The last pillar was about stability lifecycle. This involved cleaning up legacy technologies and legacy data as well as overhauling processes such as patching. “It was very strategically picked based on the direction of the business and the areas for improvement that I saw across the program,” Lafosse says.

Taking an Agile approach

Lafosse’s modernization plan identified options for short wins and places requiring larger programmatic changes for sustainable long-term improvements. Lafosse says he sought to move quickly on both those opportunities.

“I was able to highlight the program in modular chunks, saying ‘This is my quick-wins roadmap.’ and then I overlaid information as I did deeper dives,” he explains.

Lafosse created work plans under each of his four pillars. He listed what to tackle weekly or monthly, articulating goals to achieve and milestones to hit while also building in flexibility so that work didn’t have to happen in a perfect sequential line but rather in what order made most sense—as long as the steps were all moving toward the end objectives.

“We had an idea when key outcomes would be done across the four pillars,” he says, noting some work (such as goals within the team pillar) had less specific target dates than others (e.g., identifying assets).

To accomplish all this, Lafosse brought principles from the Agile software development method into his security department. “I’m a huge advocate of failing fast,” he says. He sees benefits in pursuing smaller, iterative achievements than one big monolithic project “so if it doesn’t work, you can revert back and use lessons learned.”

Lafosse also believes Agile brings needed accountability, clarity, and transparency to security work. “Agile lets us know what others are doing, it breaks down work into small chunks and quick wins, and having those wins energizes your employees,” he says.

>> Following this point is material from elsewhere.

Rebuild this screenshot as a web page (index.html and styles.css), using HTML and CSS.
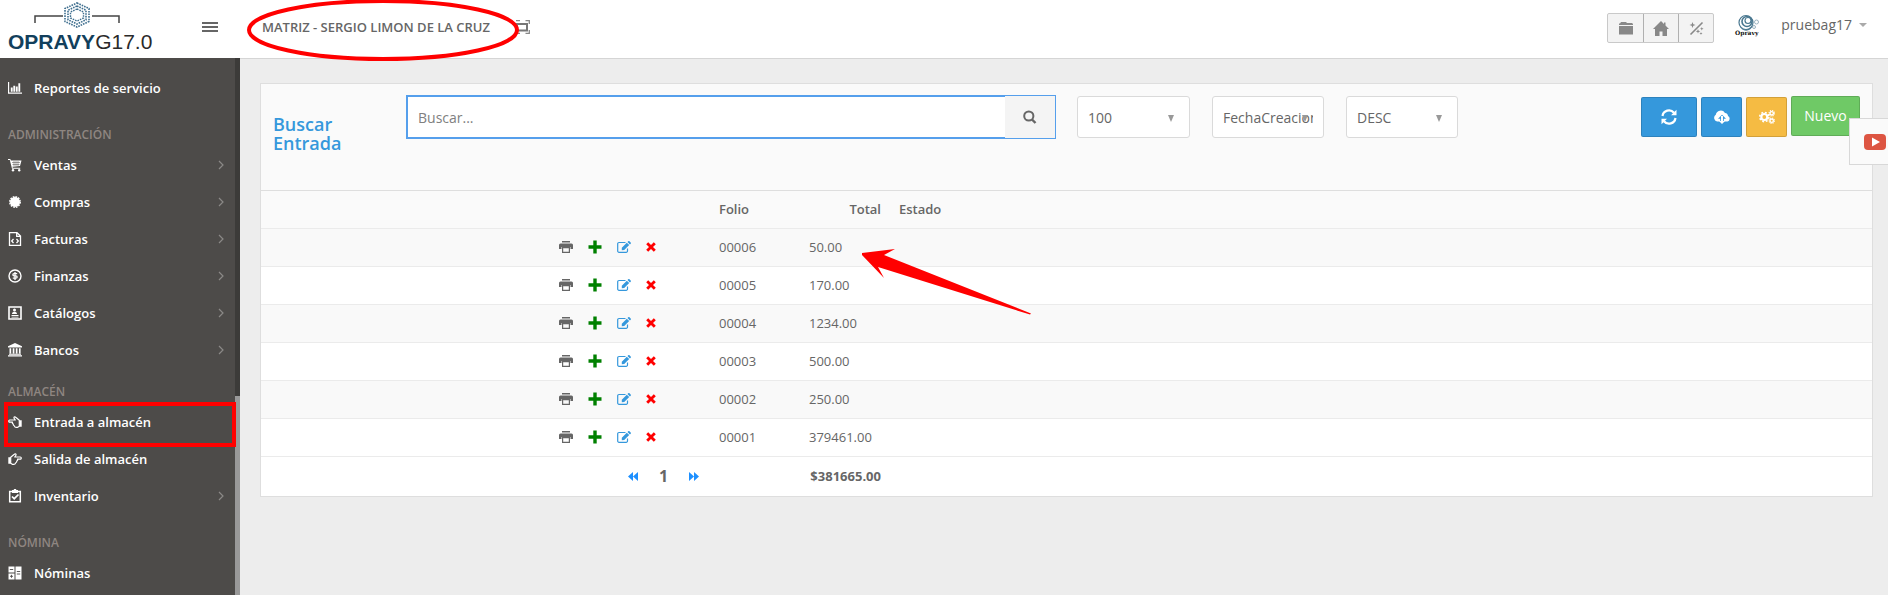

He adds: “Agile is undervalued in security.”

Lafosse acknowledges that he had to work through the cultural shift needed to get his security department fully onboard. But once he got past that, “people realized that Agile was just a to-do list that provides more visibility” while also giving the security function the agility and nimbleness needed to adapt and respond as the business shifts and new risks emerge.

Another critical component to his modernization efforts: levity and laughter.

“It is part of my personality,” Lafosse says.

He explains that these elements are not about being a jokester nor diminishing the importance of cybersecurity and the hard work security teams put in. Rather, they help humanize those points.

“I’ve been in security for 18, 19 years now. I’ve seen doom and gloom and been through security situations and when I take a step back, laughter and levity allow me to adapt a very serious and technical discussion with multiple different audiences and make it more relatable, and make them feel comfortable with our program.”

Security as business enabler

The modernization initiative has been moving forward since the start of Lafosse’s tenure, with work continuing now. As Lafosse reminds: “Security is a continuous process,” with never-ending opportunities to improve, mature, and adapt as the threat landscape changes.

However, Lafosse says some transformations do reach stable states, allowing for the newly transformed areas to become operationalized and optimized to enable business-side efforts and strategies.

“I think where we’ve really set security up for success is for being a strategic partner with business, being an enabler,” he says. “We’re opening new opportunities for the business by enabling them to operate safely and securely. They know security is helping them push the agenda forward and helping the organization through growth.”